Full deductibility in 2026 if: You have no workplace retirement plan (any income level), OR you have a workplace plan and MAGI is under $79,000 (single) or $126,000 (MFJ). Partial deduction: Single $79,000-$89,000 / MFJ $126,000-$146,000 with workplace plan. No deduction: above phase-out range. Spousal IRA phase-out (no workplace plan but spouse has one): MFJ $236,000-$246,000. Even a non-deductible contribution grows tax-deferred and enables Backdoor Roth conversions for high earners.
Traditional IRA RMDs begin at age 73 (SECURE 2.0 Act, 2023). You must withdraw a minimum amount each year calculated by dividing the prior year-end balance by IRS life expectancy factors. Failing to take RMDs results in a 25% excise tax on the shortfall (reduced from 50% under SECURE 2.0).

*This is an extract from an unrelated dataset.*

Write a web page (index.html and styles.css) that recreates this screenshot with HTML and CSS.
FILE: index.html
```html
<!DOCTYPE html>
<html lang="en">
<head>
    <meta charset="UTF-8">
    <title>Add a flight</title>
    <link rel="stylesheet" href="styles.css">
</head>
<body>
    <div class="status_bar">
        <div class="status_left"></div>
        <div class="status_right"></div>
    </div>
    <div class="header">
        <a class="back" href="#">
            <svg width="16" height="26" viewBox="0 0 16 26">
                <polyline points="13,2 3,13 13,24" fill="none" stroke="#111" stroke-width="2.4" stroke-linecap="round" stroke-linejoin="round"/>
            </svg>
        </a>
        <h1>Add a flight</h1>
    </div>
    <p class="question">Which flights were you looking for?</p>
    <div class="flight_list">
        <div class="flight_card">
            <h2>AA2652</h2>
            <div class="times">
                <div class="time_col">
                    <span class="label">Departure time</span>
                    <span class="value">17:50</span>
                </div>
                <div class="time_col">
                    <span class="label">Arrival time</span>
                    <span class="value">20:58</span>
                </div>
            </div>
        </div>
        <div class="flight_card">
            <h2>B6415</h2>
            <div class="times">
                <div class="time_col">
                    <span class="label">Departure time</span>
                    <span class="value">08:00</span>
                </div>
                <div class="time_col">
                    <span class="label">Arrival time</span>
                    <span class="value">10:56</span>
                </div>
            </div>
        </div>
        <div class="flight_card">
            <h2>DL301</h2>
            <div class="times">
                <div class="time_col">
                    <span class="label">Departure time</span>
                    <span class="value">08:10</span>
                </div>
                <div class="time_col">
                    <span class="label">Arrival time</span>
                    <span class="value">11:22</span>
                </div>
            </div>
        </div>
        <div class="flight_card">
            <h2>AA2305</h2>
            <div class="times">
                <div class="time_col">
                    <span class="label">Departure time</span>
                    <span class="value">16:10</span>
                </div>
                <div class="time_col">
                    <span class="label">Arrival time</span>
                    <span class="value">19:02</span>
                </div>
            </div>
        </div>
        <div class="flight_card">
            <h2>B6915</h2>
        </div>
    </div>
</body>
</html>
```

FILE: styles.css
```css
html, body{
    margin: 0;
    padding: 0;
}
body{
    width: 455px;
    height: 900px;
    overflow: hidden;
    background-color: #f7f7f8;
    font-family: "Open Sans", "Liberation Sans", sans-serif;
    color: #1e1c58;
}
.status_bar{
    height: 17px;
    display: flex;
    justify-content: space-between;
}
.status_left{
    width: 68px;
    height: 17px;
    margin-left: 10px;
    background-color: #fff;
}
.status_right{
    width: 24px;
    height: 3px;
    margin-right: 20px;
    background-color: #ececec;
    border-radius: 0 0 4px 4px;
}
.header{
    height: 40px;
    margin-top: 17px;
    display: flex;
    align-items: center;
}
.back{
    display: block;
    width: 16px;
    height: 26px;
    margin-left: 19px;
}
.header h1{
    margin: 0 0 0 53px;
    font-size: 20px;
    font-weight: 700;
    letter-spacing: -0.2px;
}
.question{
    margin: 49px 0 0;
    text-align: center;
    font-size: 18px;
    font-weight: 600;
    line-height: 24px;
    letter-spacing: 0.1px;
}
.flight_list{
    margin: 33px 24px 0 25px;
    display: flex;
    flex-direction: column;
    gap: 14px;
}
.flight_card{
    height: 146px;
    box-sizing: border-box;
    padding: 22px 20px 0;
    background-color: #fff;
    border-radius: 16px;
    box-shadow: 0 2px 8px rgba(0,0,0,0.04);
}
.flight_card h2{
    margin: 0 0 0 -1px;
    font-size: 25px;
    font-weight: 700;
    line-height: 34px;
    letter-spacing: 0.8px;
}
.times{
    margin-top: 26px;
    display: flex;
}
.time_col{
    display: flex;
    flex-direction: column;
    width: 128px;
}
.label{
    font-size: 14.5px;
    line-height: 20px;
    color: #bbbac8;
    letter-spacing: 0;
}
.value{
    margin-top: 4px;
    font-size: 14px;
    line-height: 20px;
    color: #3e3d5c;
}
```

Roth IRAs have NO RMDs during the owner's lifetime — making them ideal for estate planning. Inherited IRAs now generally require full distribution within 10 years under SECURE 2.0 for most non-spouse beneficiaries.
Key differences: Contribution limit: IRA $7,500 vs 401(k) $24,500. Who contributes: IRA — you only / 401(k) — you + employer match. Investment options: IRA — any brokerage (stocks, ETFs, bonds) / 401(k) — limited to plan menu. Loan availability: IRA — no / 401(k) — often yes (risky but available). RMD age: both at 73 (Roth 401k now matches Roth IRA — no RMDs during owner's lifetime under SECURE 2.0). Early withdrawal (before 59.5): Both typically 10% penalty plus tax for Traditional. Strategy: Contribute to 401(k) for employer match first, then max IRA, then back to 401(k).